[DATA BLOCK start]
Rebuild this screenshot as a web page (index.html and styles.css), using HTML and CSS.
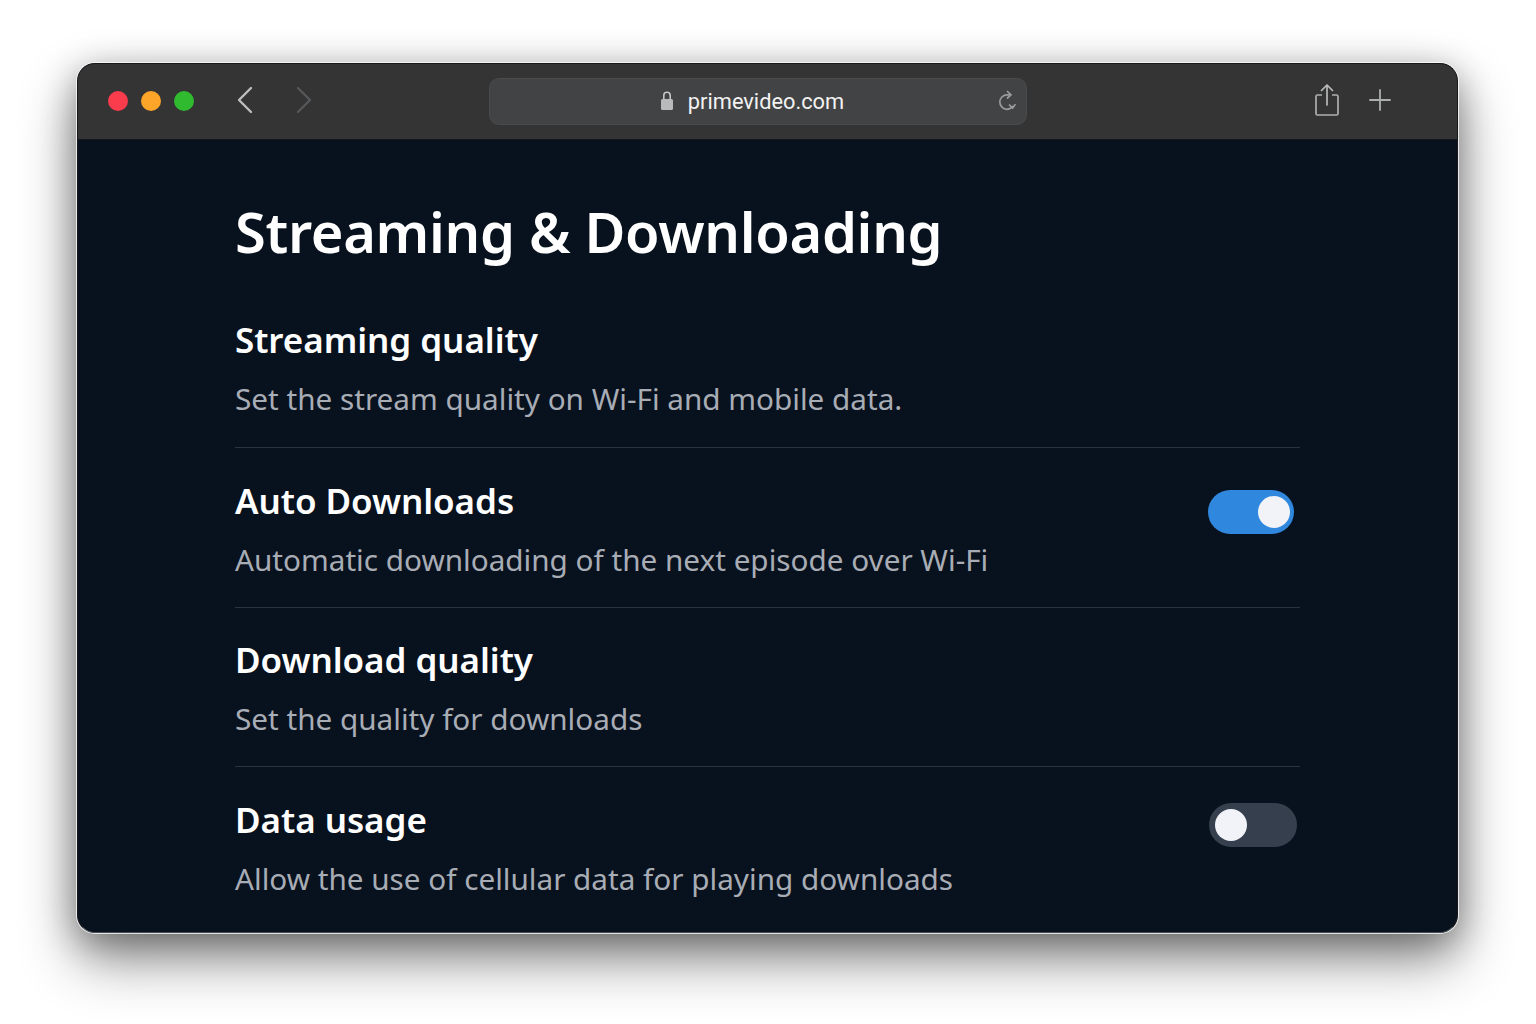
FILE: index.html
```html
<!DOCTYPE html>
<html lang="en">
<head>
<meta charset="utf-8">
<title>Streaming &amp; Downloading</title>
<link rel="stylesheet" href="styles.css">
</head>
<body>
<div class="window">
  <header class="toolbar">
    <div class="lights">
      <span class="light red"></span><span class="light yellow"></span><span class="light green"></span>
    </div>
    <div class="nav">
      <svg class="nav-icon" viewBox="0 0 18 30"><path d="M15 3 3 15l12 12" fill="none" stroke="#bcbdbe" stroke-width="2.4" stroke-linecap="round" stroke-linejoin="round"/></svg>
      <svg class="nav-icon" viewBox="0 0 18 30"><path d="M3 3l12 12L3 27" fill="none" stroke="#565758" stroke-width="2.4" stroke-linecap="round" stroke-linejoin="round"/></svg>
    </div>
    <div class="address">
      <div class="address-main">
        <svg class="lock" viewBox="0 0 14 20"><path d="M3.800 9V4.500a3.200 3.200 0 0 1 6.400 0V9" fill="none" stroke="#c4c5c6" stroke-width="1.600"/><rect x="1" y="8" width="12" height="11" rx="1.500" fill="#b9babb"/></svg>
        <span class="url">primevideo.com</span>
      </div>
      <svg class="reload" viewBox="0 0 20 24"><path d="M13.500 5.900H10A7.200 7.200 0 0 0 10 20.300a7 7 0 0 0 5.500-2.800" fill="none" stroke="#9a9b9c" stroke-width="1.700" stroke-linecap="round"/><path d="M10.500 2.500 14 5.900 10.500 9M12.500 16l3 3.200 2.500-3.400" fill="none" stroke="#9a9b9c" stroke-width="1.700" stroke-linecap="round" stroke-linejoin="round"/></svg>
    </div>
    <div class="actions">
      <svg class="share" viewBox="0 0 26 34"><path d="M8 12H3.500A1.500 1.500 0 0 0 2 13.500V30.500A1.500 1.500 0 0 0 3.500 32h19a1.500 1.500 0 0 0 1.500-1.500V13.500a1.500 1.500 0 0 0-1.500-1.500H18" fill="none" stroke="#adaeaf" stroke-width="1.700"/><path d="M13 22V2.500M7.500 7.500 13 2l5.500 5.500" fill="none" stroke="#b8b9ba" stroke-width="1.700" stroke-linecap="round" stroke-linejoin="round"/></svg>
      <svg class="plus" viewBox="0 0 22 22"><path d="M11 1v20M1 11h20" fill="none" stroke="#adaeaf" stroke-width="1.800" stroke-linecap="round"/></svg>
    </div>
  </header>
  <main class="content">
    <h1 class="page-title">Streaming &amp; Downloading</h1>
    <section class="row first">
      <div class="row-text">
        <h2 class="row-title">Streaming quality</h2>
        <p class="row-desc">Set the stream quality on Wi-Fi and mobile data.</p>
      </div>
    </section>
    <section class="row">
      <div class="row-text">
        <h2 class="row-title">Auto Downloads</h2>
        <p class="row-desc">Automatic downloading of the next episode over Wi-Fi</p>
      </div>
      <span class="switch on"><span class="knob"></span></span>
    </section>
    <section class="row">
      <div class="row-text">
        <h2 class="row-title">Download quality</h2>
        <p class="row-desc">Set the quality for downloads</p>
      </div>
    </section>
    <section class="row last">
      <div class="row-text">
        <h2 class="row-title">Data usage</h2>
        <p class="row-desc">Allow the use of cellular data for playing downloads</p>
      </div>
      <span class="switch off"><span class="knob"></span></span>
    </section>
  </main>
</div>
</body>
</html>
```
FILE: styles.css
```css
* { box-sizing: border-box; }
html, body { margin: 0; height: 100%; }
body {
  background: #fff;
  font-family: "Noto Sans", "Open Sans", sans-serif;
  padding: 63px 0 0 77px;
  overflow: hidden;
}
.window {
  width: 1381px;
  height: 870px;
  border-radius: 18px;
  border: 1px solid #17181b;
  border-bottom-color: #4a4e55;
  background: #08111e;
  overflow: hidden;
  box-shadow: 0 0 0 1px rgba(255,255,255,.75), 0 26px 56px rgba(0,0,0,.46), 0 8px 34px rgba(0,0,0,.3);
  display: flex;
  flex-direction: column;
}
.toolbar {
  height: 76px;
  flex: none;
  background: #343434;
  border-bottom: 1px solid #15171a;
  display: flex;
  align-items: center;
  padding: 0 0 0 30px;
}
.lights { display: flex; gap: 13px; width: 128px; margin-top: -2px; }
.light { width: 20px; height: 20px; border-radius: 50%; }
.red { background: #fb3c4c; }
.yellow { background: #fca528; }
.green { background: #2fba30; }
.nav { display: flex; gap: 41px; width: 253px; margin-top: -3px; }
.nav-icon { width: 18px; height: 30px; }
.address {
  width: 538px;
  height: 47px;
  margin-top: -1px;
  border-radius: 10px;
  background: #424344;
  border: 1px solid #4a4b4c;
  display: flex;
  align-items: center;
  padding: 0 9px 0 0;
}
.address-main {
  flex: 1;
  display: flex;
  align-items: center;
  justify-content: center;
  gap: 14px;
  padding-left: 17px;
}
.lock { width: 14px; height: 20px; }
.url {
  color: #f2f2f2;
  font-family: "Roboto", sans-serif;
  font-size: 21.8px;
}
.reload { width: 20px; height: 24px; }
.actions { display: flex; align-items: center; gap: 29px; margin-left: 287px; margin-top: -3px; }
.share { width: 26px; height: 34px; }
.plus { width: 22px; height: 22px; }
.content {
  flex: 1;
  padding: 53px 157px 0 157px;
}
.page-title {
  margin: 0 0 48px;
  color: #fff;
  font-size: 56px;
  line-height: 76px;
  font-weight: 600;
  letter-spacing: -.33px;
}
.row {
  height: 159.500px;
  border-bottom: 1px solid #2a3342;
  display: flex;
  align-items: flex-start;
  justify-content: space-between;
  padding-top: 29.500px;
}
.row.first { height: 131px; padding-top: 0; }
.row.last { border-bottom: 0; }
.row-title {
  margin: 0 0 16px;
  color: #fff;
  font-size: 35px;
  line-height: 46px;
  font-weight: 600;
  letter-spacing: -.05px;
}
.row-desc {
  margin: 0;
  color: #a8adb5;
  font-size: 29.7px;
  line-height: 40px;
}
.switch {
  display: flex;
  align-items: center;
  border-radius: 22px;
  height: 44px;
}
.switch.on {
  width: 86px;
  background: #2f87de;
  justify-content: flex-end;
  padding-right: 4px;
  margin: 12.500px 6px 0 0;
}
.switch.off {
  width: 88px;
  background: #353f4e;
  padding-left: 6px;
  margin: 6.500px 3px 0 0;
}
.knob { width: 32px; height: 32px; border-radius: 50%; background: #f1f3f8; }
```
[DATA BLOCK end]
[OBJECTIVE]
Only lines that contain the word "styles" are wanted; copy each of them.

[ANSWER IN FULL]
Rebuild this screenshot as a web page (index.html and styles.css), using HTML and CSS.
<link rel="stylesheet" href="styles.css">
FILE: styles.css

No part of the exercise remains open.